Top Tips for Exam Season


May and June remind me of three things. The start of summer, because the days are finally lighter and the prospect of leaving the house in a tshirt is very real thing. My birthday, June 8th, presents in the form of chocolate and flowers are most welcome. And, for the last 7 years of my life, exams.

Exam season starts and ends over the next couple months invariably depending on where you are in life. And depending on the severity of the exams, the chances are, you'll be revising.

As the girl who watched 3 seasons of Gilmore Girls during 'exam season' last year, I know all too well the urge to sit in a duvet cocoon and watch Netflix instead of revising. But for those days where you do manage to open a book, I thought I'd give you some exam tips. 

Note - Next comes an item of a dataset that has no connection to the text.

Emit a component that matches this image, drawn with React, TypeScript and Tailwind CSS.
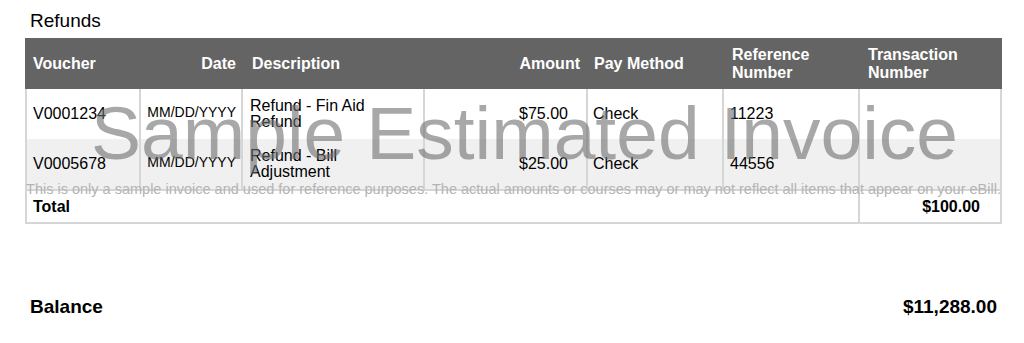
const cols = 'grid grid-cols-[114px_102px_182px_163px_136px_136px_140px]';

const rows = [
	{ voucher: 'V0001234', date: 'MM/DD/YYYY', desc: ['Refund - Fin Aid', 'Refund'], amount: '$75.00', method: 'Check', ref: '11223', bg: 'bg-white' },
	{ voucher: 'V0005678', date: 'MM/DD/YYYY', desc: ['Refund - Bill', 'Adjustment'], amount: '$25.00', method: 'Check', ref: '44556', bg: 'bg-[#f0f0f0]' },
];

const cell = 'flex items-center border-r-2 border-[#d6d6d6]';

export default function App() {
	return (
		<div className="w-[1024px] h-[343px] bg-white pt-[11px] font-['Liberation_Sans',Arial,sans-serif] text-black overflow-hidden">
			<h2 className="pl-[30px] text-[19px] leading-[19px]">Refunds</h2>

			<div className="relative ml-[25px] mt-[8px] w-[977px]">
				{/* header */}
				<div className="grid grid-cols-[116px_102px_182px_163px_136px_136px_142px] h-[51px] bg-[#646464] text-white font-bold text-[16px] leading-[18px]">
					<div className="flex items-center pl-[8px]">Voucher</div>
					<div className="flex items-center justify-end pr-[7px]">Date</div>
					<div className="flex items-center pl-[9px]">Description</div>
					<div className="flex items-center justify-end pr-[8px]">Amount</div>
					<div className="flex items-center pl-[6px]">Pay Method</div>
					<div className="flex items-center pl-[8px]">Reference<br />Number</div>
					<div className="flex items-center pl-[8px]">Transaction<br />Number</div>
				</div>

				{/* body */}
				<div className="border-x-2 border-b-2 border-[#d6d6d6] text-[16px]">
					{rows.map((r) => (
						<div key={r.voucher} className={`${cols} h-[50px] ${r.bg}`}>
							<div className={`${cell} pl-[6px]`}>{r.voucher}</div>
							<div className={`${cell} justify-end pr-[5px] text-[14px] pb-[4px]`}>{r.date}</div>
							<div className={`${cell} pl-[7px] leading-[16px]`}>
								<span>
									{r.desc[0]}
									<br />
									{r.desc[1]}
								</span>
							</div>
							<div className={`${cell} justify-end pr-[18px]`}>{r.amount}</div>
							<div className={`${cell} pl-[5px]`}>{r.method}</div>
							<div className={`${cell} pl-[6px]`}>{r.ref}</div>
							<div className="flex items-center" />
						</div>
					))}
					<div className="grid grid-cols-[833px_140px] h-[33px] border-t-2 border-[#d6d6d6] font-bold">
						<div className="flex items-center pl-[6px] border-r-2 border-[#d6d6d6]">Total</div>
						<div className="flex items-center justify-end pr-[20px]">$100.00</div>
					</div>
				</div>

				{/* watermark */}
				<div className="pointer-events-none absolute left-[66px] top-[58px] text-[75px] leading-[75px] whitespace-nowrap text-[rgba(110,110,110,0.6)]">
					Sample Estimated Invoice
				</div>
				<div className="pointer-events-none absolute left-0 right-0 top-[144px] text-center text-[14.5px] leading-[14px] whitespace-nowrap text-[#b4b4b4]">
					This is only a sample invoice and used for reference purposes. The actual amounts or courses may or may not reflect all items that appear on your eBill.
				</div>
			</div>

			<div className="flex justify-between pl-[30px] pr-[27px] mt-[73px] text-[19px] leading-[19px] font-bold">
				<span>Balance</span>
				<span>$11,288.00</span>
			</div>
		</div>
	);
}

Despite my quite frankly ridiculous ability to procrastinate, with nearly 7 years between me and my first ever GCSE, I think I'm pretty qualified at this sorta stuff. 

1. Get everything in one place
If you're anything like me, there's a chance your notes from the previous year are everywhere. From the beginning of term when you bothered to actually file them, to later when they're on rough pieces of paper screwed up at the bottom of your bag. Find all the information you need to and sort it out. I actually buy a brand new notepad for  revision, and write up neatly all of my notes on each topic, so I have all of the information to hand and all in one place. Then I cut it down and write it out again on flashcards, so just before the exam I'm able to have a quick look over all of the important bits.

2. Make a revision plan
Even if you throw it away after 2 days, although I don't advise that bit. It gets you in the zone and breaking everything down can make the whole prospect of studying a bit less terrifying and a bit more organised. Break down your modules/subjects and spice up your life, throw in a bit of maths here and english there, there's nothing worse than thinking you have a day of revising your worst subject ahead, so don't do it to yourself. 

3. Take breaks according to you
Everyone is going to say take breaks. I've been hearing it from teachers and lecturers alike, but if you're really in the zone and powering through, and you vaguely remember a buzzfeed post about taking a 10 minute break every 30 minutes, don't break your pattern. Work in accordance with what works for you. Some people have to break up their working pattern, others can just smash it out in one 4 hour session. You do you bbz xoxo

4. Colours are your new bezzie
The prospect of investing in a new pack of Sharpies makes me giddy with happiness. It all depends on how far you want to go- colour coded flash cards? Beautiful rainbow mind maps? It all supposedly helps with memory so why not just make it as colourful as possible really. 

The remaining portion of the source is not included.